**TO BE DONE**
Repeat each record below exactly, dropping the pictures.
--- Start MATERIALS PROVIDED ---
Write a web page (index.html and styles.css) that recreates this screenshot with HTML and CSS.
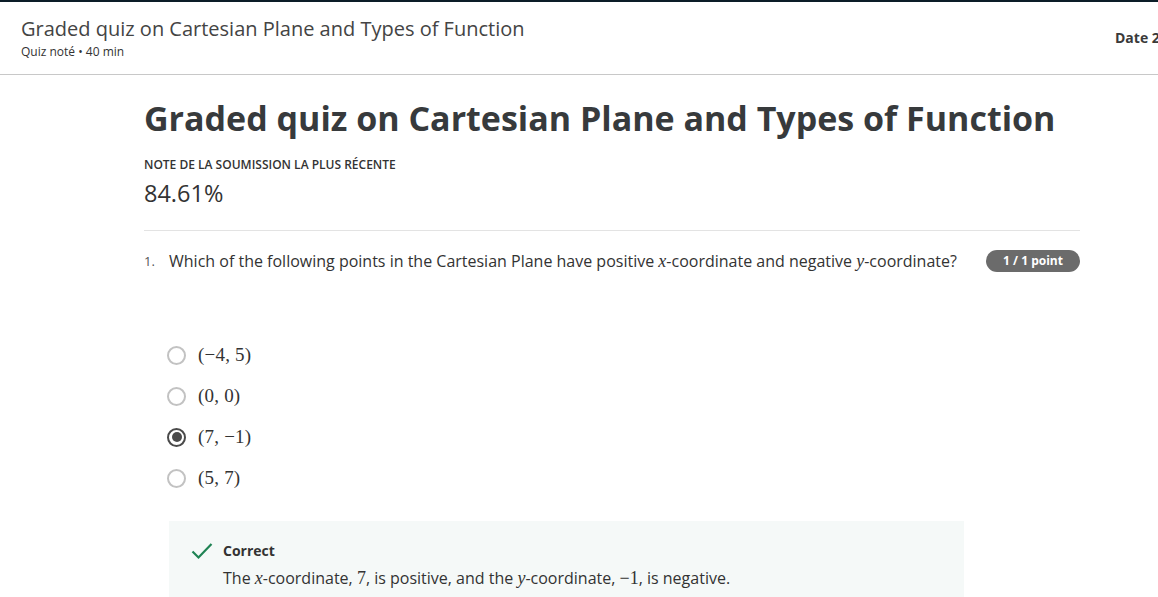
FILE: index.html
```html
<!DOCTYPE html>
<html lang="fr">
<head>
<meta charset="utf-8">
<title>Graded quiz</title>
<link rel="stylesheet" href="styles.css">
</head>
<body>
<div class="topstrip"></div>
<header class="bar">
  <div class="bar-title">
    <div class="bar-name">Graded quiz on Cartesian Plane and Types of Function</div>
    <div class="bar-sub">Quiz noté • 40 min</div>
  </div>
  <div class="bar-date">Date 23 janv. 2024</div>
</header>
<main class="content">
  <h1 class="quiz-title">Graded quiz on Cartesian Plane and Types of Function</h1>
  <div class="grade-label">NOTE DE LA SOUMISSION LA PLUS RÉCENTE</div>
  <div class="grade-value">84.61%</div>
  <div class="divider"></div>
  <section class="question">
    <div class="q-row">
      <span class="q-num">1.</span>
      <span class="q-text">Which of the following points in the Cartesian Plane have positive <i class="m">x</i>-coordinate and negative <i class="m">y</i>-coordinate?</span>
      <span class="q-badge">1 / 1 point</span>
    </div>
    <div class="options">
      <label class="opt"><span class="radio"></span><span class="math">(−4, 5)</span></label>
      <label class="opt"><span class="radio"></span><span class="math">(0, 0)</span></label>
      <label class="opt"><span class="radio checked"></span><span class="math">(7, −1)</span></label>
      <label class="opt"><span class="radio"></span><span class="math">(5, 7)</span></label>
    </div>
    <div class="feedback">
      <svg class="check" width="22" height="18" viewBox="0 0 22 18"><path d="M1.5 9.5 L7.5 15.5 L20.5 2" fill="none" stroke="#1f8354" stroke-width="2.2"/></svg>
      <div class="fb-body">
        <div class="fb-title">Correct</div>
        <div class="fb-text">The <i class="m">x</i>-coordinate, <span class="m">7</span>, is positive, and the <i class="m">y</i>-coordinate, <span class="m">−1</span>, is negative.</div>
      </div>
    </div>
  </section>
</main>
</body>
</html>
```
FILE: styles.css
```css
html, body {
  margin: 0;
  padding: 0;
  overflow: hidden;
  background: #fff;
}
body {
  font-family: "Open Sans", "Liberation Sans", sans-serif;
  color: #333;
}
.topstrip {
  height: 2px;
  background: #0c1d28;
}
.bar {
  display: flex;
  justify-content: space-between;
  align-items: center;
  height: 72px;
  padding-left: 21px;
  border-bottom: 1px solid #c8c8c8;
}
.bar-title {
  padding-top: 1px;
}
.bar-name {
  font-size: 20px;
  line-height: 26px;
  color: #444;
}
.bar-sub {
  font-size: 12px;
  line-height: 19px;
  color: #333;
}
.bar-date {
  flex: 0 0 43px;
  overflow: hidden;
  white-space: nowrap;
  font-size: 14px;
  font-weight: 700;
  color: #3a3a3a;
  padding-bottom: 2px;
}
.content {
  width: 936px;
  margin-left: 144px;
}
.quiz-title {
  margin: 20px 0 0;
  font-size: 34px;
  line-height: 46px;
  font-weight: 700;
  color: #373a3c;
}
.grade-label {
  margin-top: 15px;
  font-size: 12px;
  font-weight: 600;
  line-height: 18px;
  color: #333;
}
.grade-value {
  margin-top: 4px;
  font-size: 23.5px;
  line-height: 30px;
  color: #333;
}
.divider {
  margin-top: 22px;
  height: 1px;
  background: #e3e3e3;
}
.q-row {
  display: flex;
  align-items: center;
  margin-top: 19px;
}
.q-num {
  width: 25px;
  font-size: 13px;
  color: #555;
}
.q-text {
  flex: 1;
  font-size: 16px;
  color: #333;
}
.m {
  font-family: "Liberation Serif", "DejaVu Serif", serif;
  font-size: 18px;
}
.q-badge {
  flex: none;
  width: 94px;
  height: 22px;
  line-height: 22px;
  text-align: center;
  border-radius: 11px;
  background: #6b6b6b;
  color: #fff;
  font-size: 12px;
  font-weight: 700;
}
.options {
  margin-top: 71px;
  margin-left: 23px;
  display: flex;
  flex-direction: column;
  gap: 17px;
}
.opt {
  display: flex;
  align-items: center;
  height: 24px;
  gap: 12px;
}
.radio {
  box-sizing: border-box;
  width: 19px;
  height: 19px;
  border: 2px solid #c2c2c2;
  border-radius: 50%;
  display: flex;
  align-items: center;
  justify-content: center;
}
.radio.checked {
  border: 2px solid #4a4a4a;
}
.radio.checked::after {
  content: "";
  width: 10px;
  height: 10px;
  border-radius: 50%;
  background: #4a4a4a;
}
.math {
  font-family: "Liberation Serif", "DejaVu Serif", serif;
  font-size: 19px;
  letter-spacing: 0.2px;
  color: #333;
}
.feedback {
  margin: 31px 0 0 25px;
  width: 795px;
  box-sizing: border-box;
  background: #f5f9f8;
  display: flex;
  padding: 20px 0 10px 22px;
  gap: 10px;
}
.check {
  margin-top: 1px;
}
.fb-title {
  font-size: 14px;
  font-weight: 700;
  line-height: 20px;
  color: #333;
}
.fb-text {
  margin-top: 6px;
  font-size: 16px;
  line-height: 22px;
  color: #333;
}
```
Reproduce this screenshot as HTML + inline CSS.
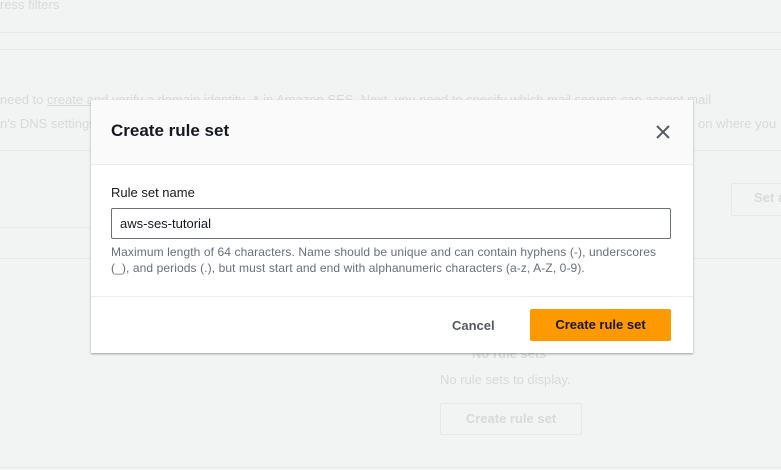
--- End MATERIALS PROVIDED ---
**FULL ANSWER**
Write a web page (index.html and styles.css) that recreates this screenshot with HTML and CSS.
FILE: index.html
```html
<!DOCTYPE html>
<html lang="fr">
<head>
<meta charset="utf-8">
<title>Graded quiz</title>
<link rel="stylesheet" href="styles.css">
</head>
<body>
<div class="topstrip"></div>
<header class="bar">
  <div class="bar-title">
    <div class="bar-name">Graded quiz on Cartesian Plane and Types of Function</div>
    <div class="bar-sub">Quiz noté • 40 min</div>
  </div>
  <div class="bar-date">Date 23 janv. 2024</div>
</header>
<main class="content">
  <h1 class="quiz-title">Graded quiz on Cartesian Plane and Types of Function</h1>
  <div class="grade-label">NOTE DE LA SOUMISSION LA PLUS RÉCENTE</div>
  <div class="grade-value">84.61%</div>
  <div class="divider"></div>
  <section class="question">
    <div class="q-row">
      <span class="q-num">1.</span>
      <span class="q-text">Which of the following points in the Cartesian Plane have positive <i class="m">x</i>-coordinate and negative <i class="m">y</i>-coordinate?</span>
      <span class="q-badge">1 / 1 point</span>
    </div>
    <div class="options">
      <label class="opt"><span class="radio"></span><span class="math">(−4, 5)</span></label>
      <label class="opt"><span class="radio"></span><span class="math">(0, 0)</span></label>
      <label class="opt"><span class="radio checked"></span><span class="math">(7, −1)</span></label>
      <label class="opt"><span class="radio"></span><span class="math">(5, 7)</span></label>
    </div>
    <div class="feedback">
      <svg class="check" width="22" height="18" viewBox="0 0 22 18"><path d="M1.5 9.5 L7.5 15.5 L20.5 2" fill="none" stroke="#1f8354" stroke-width="2.2"/></svg>
      <div class="fb-body">
        <div class="fb-title">Correct</div>
        <div class="fb-text">The <i class="m">x</i>-coordinate, <span class="m">7</span>, is positive, and the <i class="m">y</i>-coordinate, <span class="m">−1</span>, is negative.</div>
      </div>
    </div>
  </section>
</main>
</body>
</html>
```
FILE: styles.css
```css
html, body {
  margin: 0;
  padding: 0;
  overflow: hidden;
  background: #fff;
}
body {
  font-family: "Open Sans", "Liberation Sans", sans-serif;
  color: #333;
}
.topstrip {
  height: 2px;
  background: #0c1d28;
}
.bar {
  display: flex;
  justify-content: space-between;
  align-items: center;
  height: 72px;
  padding-left: 21px;
  border-bottom: 1px solid #c8c8c8;
}
.bar-title {
  padding-top: 1px;
}
.bar-name {
  font-size: 20px;
  line-height: 26px;
  color: #444;
}
.bar-sub {
  font-size: 12px;
  line-height: 19px;
  color: #333;
}
.bar-date {
  flex: 0 0 43px;
  overflow: hidden;
  white-space: nowrap;
  font-size: 14px;
  font-weight: 700;
  color: #3a3a3a;
  padding-bottom: 2px;
}
.content {
  width: 936px;
  margin-left: 144px;
}
.quiz-title {
  margin: 20px 0 0;
  font-size: 34px;
  line-height: 46px;
  font-weight: 700;
  color: #373a3c;
}
.grade-label {
  margin-top: 15px;
  font-size: 12px;
  font-weight: 600;
  line-height: 18px;
  color: #333;
}
.grade-value {
  margin-top: 4px;
  font-size: 23.5px;
  line-height: 30px;
  color: #333;
}
.divider {
  margin-top: 22px;
  height: 1px;
  background: #e3e3e3;
}
.q-row {
  display: flex;
  align-items: center;
  margin-top: 19px;
}
.q-num {
  width: 25px;
  font-size: 13px;
  color: #555;
}
.q-text {
  flex: 1;
  font-size: 16px;
  color: #333;
}
.m {
  font-family: "Liberation Serif", "DejaVu Serif", serif;
  font-size: 18px;
}
.q-badge {
  flex: none;
  width: 94px;
  height: 22px;
  line-height: 22px;
  text-align: center;
  border-radius: 11px;
  background: #6b6b6b;
  color: #fff;
  font-size: 12px;
  font-weight: 700;
}
.options {
  margin-top: 71px;
  margin-left: 23px;
  display: flex;
  flex-direction: column;
  gap: 17px;
}
.opt {
  display: flex;
  align-items: center;
  height: 24px;
  gap: 12px;
}
.radio {
  box-sizing: border-box;
  width: 19px;
  height: 19px;
  border: 2px solid #c2c2c2;
  border-radius: 50%;
  display: flex;
  align-items: center;
  justify-content: center;
}
.radio.checked {
  border: 2px solid #4a4a4a;
}
.radio.checked::after {
  content: "";
  width: 10px;
  height: 10px;
  border-radius: 50%;
  background: #4a4a4a;
}
.math {
  font-family: "Liberation Serif", "DejaVu Serif", serif;
  font-size: 19px;
  letter-spacing: 0.2px;
  color: #333;
}
.feedback {
  margin: 31px 0 0 25px;
  width: 795px;
  box-sizing: border-box;
  background: #f5f9f8;
  display: flex;
  padding: 20px 0 10px 22px;
  gap: 10px;
}
.check {
  margin-top: 1px;
}
.fb-title {
  font-size: 14px;
  font-weight: 700;
  line-height: 20px;
  color: #333;
}
.fb-text {
  margin-top: 6px;
  font-size: 16px;
  line-height: 22px;
  color: #333;
}
```
Reproduce this screenshot as HTML + inline CSS.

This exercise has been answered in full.